Hungry Jack's NBL
Giddey Lauds NBL to NBA Pathway at Media Day
Oklahoma City Thunder draftee Josh Giddey has praised the NBL for helping him prepare for his debut NBA season.
Giddey was selected with the sixth pick in this year’s NBA Draft, becoming the highest Australian ever drafted directly from the NBL to the NBA, surpassing Chris Anstey, who was the 18th pick in the 1997 draft.
The 18-year-old had a sensational NBL21 season with the Adelaide 36ers, winning the Rookie of the Year award after averaging 10.9 points, 7.5 assists and 7.4 rebounds per game. He also became the first Australian in NBL history to record back-to-back triple doubles as his draft stock rose dramatically during the year.
Giddey became the third NBL Next Star to get drafted directly after his NBL season, joining LaMelo Ball (pick three) and RJ Hampton (pick 24) from last year’s draft.
Speaking to SEF-Oklahoma during the Thunder’s media day, Giddey explained how playing in the NBL provided the best pathway to the NBA.

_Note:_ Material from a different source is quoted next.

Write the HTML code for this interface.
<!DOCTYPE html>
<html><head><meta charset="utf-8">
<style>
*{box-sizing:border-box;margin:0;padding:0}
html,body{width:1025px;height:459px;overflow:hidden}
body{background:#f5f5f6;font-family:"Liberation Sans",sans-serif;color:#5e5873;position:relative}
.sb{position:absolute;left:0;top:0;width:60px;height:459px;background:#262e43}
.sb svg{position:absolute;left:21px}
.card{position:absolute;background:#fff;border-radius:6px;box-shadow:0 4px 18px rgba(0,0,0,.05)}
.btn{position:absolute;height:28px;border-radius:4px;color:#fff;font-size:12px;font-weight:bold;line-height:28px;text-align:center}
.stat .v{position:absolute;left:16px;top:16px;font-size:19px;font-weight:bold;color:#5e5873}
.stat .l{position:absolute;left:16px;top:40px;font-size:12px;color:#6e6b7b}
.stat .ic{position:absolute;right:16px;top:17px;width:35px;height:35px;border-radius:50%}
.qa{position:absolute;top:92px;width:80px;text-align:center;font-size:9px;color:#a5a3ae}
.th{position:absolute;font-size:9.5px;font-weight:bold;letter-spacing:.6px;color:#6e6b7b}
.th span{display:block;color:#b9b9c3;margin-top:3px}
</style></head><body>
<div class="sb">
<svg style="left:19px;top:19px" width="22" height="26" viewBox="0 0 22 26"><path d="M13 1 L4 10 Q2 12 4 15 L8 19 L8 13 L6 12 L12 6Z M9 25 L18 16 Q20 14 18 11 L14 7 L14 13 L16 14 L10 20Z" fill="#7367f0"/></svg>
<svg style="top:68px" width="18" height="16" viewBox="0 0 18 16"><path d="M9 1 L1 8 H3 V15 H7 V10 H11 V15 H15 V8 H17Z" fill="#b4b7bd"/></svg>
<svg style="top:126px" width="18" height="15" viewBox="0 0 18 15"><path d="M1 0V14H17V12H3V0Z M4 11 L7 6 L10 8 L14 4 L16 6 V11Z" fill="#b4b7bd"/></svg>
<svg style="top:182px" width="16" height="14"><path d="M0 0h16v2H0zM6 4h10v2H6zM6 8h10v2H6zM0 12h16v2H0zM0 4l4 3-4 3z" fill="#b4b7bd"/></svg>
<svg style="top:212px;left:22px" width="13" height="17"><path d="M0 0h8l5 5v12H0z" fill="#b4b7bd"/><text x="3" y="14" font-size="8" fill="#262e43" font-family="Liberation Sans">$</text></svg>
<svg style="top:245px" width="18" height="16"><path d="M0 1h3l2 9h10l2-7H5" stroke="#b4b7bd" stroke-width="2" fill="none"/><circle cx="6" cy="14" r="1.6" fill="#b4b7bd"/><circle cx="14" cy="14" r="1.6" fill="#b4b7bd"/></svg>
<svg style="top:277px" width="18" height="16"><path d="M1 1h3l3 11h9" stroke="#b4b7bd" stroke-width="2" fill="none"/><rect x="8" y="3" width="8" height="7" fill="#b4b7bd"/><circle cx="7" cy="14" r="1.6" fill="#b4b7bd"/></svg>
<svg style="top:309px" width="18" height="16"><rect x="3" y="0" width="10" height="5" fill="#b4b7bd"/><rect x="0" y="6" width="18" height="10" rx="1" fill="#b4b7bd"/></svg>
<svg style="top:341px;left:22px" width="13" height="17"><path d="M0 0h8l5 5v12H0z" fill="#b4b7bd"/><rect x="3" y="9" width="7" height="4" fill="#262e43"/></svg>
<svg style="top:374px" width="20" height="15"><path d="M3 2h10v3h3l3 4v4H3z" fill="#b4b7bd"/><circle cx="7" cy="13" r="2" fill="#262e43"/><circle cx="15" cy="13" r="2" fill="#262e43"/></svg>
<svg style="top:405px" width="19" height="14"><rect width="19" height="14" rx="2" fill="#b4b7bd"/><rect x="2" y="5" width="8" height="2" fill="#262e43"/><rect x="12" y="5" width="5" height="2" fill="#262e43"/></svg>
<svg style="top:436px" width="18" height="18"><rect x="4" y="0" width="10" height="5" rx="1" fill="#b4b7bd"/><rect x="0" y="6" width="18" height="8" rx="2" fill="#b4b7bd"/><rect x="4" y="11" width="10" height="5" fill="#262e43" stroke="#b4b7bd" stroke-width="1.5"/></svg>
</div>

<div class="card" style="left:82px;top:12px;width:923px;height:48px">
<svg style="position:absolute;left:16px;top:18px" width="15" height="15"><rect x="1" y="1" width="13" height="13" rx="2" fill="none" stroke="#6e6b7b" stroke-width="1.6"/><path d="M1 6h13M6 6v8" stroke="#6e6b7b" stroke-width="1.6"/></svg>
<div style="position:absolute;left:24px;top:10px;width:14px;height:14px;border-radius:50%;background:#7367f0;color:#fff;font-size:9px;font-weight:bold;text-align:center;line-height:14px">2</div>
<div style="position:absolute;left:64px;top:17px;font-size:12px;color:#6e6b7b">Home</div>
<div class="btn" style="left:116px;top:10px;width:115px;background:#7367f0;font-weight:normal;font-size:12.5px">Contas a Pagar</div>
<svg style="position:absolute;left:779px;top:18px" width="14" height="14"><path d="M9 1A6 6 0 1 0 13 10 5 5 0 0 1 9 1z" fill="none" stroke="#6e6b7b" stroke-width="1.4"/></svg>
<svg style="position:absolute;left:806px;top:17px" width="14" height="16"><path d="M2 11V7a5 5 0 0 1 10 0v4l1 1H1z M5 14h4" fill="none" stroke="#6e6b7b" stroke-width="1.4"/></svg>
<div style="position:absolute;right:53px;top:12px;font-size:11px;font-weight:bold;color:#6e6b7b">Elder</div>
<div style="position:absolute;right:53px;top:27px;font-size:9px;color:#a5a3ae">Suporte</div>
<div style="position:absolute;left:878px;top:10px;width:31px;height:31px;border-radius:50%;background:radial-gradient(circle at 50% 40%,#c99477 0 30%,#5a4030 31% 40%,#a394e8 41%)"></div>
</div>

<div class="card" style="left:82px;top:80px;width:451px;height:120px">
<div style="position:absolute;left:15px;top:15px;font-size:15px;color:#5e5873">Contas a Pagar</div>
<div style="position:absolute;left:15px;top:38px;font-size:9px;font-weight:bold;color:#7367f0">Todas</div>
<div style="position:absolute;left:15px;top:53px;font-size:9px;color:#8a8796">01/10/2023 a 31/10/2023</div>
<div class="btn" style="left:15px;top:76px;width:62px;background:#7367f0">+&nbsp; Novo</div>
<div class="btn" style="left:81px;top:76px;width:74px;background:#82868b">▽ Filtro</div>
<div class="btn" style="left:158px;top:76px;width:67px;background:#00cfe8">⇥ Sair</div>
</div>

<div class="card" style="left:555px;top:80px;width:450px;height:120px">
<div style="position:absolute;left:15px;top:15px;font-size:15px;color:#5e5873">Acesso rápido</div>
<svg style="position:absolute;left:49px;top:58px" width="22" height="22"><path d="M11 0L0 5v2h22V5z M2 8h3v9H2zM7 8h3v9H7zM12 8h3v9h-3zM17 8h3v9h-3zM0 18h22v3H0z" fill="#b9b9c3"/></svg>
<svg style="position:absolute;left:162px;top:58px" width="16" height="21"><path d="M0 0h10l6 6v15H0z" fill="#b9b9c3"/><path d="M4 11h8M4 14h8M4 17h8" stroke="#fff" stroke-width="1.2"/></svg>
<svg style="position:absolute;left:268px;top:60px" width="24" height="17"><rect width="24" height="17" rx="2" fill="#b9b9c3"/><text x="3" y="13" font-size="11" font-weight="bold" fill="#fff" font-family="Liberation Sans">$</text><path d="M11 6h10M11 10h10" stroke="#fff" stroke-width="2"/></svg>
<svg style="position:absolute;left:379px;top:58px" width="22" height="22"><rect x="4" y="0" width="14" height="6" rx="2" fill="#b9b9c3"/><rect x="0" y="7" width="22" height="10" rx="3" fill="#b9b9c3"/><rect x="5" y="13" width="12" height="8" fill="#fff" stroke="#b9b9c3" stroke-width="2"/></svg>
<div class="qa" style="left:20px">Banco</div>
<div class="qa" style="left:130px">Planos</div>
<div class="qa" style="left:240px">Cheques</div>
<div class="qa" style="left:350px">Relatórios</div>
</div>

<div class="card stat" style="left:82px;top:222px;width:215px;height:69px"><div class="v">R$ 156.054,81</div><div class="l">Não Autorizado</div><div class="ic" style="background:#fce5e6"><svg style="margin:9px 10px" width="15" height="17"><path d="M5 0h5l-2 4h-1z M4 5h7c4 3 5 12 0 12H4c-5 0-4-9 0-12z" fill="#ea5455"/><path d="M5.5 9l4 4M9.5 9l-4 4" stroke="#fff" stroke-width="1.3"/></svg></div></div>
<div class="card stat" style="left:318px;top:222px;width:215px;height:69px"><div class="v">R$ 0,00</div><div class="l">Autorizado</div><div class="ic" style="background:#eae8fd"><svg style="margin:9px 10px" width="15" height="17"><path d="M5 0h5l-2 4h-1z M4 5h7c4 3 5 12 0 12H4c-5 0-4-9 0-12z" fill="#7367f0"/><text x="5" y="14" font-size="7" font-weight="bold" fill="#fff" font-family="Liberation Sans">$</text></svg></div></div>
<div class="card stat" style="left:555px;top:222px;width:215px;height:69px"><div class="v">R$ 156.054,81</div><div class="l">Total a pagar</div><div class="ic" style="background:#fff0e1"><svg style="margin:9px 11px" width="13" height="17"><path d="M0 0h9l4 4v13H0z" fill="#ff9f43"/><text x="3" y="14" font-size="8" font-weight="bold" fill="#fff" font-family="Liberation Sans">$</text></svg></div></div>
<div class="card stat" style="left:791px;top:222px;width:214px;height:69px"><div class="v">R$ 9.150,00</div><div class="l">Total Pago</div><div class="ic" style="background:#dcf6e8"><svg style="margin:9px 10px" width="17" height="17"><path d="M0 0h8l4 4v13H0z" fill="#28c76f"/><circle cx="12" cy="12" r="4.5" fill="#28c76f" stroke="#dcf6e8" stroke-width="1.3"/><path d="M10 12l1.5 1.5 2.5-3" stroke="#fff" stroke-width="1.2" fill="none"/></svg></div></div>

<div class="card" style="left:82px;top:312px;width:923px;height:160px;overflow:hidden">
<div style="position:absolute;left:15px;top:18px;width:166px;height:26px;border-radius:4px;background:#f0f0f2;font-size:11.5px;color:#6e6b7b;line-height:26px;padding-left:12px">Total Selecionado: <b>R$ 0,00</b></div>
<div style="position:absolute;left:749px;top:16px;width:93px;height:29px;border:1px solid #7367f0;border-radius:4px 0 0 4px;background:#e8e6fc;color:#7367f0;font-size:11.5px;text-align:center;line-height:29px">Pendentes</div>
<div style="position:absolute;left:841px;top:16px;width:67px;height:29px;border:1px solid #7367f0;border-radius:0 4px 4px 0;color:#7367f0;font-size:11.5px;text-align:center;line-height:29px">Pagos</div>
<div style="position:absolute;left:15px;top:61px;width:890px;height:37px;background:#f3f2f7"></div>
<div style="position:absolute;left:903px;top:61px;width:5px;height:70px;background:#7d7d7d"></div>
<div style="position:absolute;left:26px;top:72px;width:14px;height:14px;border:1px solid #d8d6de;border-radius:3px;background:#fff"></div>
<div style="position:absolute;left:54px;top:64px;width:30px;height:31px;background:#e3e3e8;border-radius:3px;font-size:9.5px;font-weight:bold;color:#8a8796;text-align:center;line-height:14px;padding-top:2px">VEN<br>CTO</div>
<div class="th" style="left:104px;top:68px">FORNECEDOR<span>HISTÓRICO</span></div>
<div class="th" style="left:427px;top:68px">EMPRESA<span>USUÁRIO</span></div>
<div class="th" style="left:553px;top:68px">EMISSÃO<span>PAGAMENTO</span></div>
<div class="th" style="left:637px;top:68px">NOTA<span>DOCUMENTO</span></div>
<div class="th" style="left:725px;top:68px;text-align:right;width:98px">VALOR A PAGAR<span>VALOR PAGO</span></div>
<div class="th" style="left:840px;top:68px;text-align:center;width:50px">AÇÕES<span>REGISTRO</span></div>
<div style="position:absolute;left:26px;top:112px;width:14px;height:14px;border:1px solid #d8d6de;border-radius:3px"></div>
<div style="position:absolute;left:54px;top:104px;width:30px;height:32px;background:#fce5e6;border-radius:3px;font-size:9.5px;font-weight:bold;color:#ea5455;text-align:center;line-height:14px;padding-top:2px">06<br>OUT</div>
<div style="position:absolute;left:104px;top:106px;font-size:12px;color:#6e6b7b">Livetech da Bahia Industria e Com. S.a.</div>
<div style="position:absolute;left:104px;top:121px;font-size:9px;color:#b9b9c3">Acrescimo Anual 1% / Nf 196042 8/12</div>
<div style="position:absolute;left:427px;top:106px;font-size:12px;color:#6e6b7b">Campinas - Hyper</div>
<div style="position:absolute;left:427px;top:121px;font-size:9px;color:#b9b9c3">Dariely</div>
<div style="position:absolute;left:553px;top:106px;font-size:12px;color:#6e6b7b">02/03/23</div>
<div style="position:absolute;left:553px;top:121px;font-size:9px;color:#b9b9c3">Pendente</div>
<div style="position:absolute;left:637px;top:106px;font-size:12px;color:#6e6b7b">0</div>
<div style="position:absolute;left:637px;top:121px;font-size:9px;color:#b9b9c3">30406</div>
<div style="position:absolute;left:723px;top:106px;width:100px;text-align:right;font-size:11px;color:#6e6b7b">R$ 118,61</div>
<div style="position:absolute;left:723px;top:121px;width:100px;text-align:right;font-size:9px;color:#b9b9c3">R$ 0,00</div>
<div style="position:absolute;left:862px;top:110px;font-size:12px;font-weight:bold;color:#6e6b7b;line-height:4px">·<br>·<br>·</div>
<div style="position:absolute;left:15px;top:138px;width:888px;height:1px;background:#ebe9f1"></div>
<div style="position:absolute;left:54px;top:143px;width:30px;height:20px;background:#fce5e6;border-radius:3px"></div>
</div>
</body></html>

“Over the years, Australian basketball has really blossomed,” Giddey said.
“There's more and more guys going to the NBA from the NBL and it's becoming a legitimate pathway for players to enter the NBA.
“We're seeing it, not just for me, but for guys like LaMelo Ball and RJ Hampton, who spent a year in the NBL and then came to the NBA.
“So, it's not just for Australians, it's getting more attention on the global scale, and more international players are starting to grasp onto it and see it is a legit pathway through to the NBA.”
Giddey believes one of the main benefits of playing in the NBL was the opportunity he had to learn and play against grown, professional players who have NBA experience.
“That was one of the reasons I chose to go the NBL route opposed to college was to get that early taste of playing against big bodies, grown men and getting to learn from them in practice,” he said.
“There is NBA talent in the NBL and getting to go up against that at such a young age was such a beneficial thing for me. Coming to the NBA, it helps having that year under my belt.”
Another advantage Giddey has on most rookies entering the NBA this season is his involvement in the Australian Boomers program before the Tokyo Olympics.
Learning from the likes of Joe Ingles, Patty Mills and Matthew Dellavedova gave Giddey a window into the necessary habits to have a long and successful career.
“The off-court part is really beneficial because, especially with the national team, getting to see the habits those guys have, how they conduct themselves, how professional they are, and it goes to show…they've all had long careers in the NBA, long careers with the national team going to multiple Olympics and seeing how they operate, it’s something that’s really fun to be around,” he said.
“People talk about the Boomers culture a lot and it's really engraved by those core players in the team. To be around that at 17-18 years old was good for me to see how they act and hopefully in the coming years the younger core of that team can take the reins from those older guys who are going to be leaving the program.
“Australian basketball ever since those first crop of players came through, whether it was Bogut, Joe Ingles, Patty Mills, Dellavedova. They paved the way and ever since I was little, I looked up to them.
“I used to watch them in the Olympics, on the NBA stage, and they were kind of idols for me. I always wanted to follow in their footsteps.”
Giddey also singled out the special relationship he has with Ingles, who has served as a mentor for him during his career.
“I talk to Joe Ingles a lot. We spoke a lot during the NBL season, and he was one that really kind of helped me through the whole pre-draft process,” Giddey said.
“He was in that position as a young kid in the NBL as well, so he was good to relate to and talk to him and get help from throughout my pre-draft process.”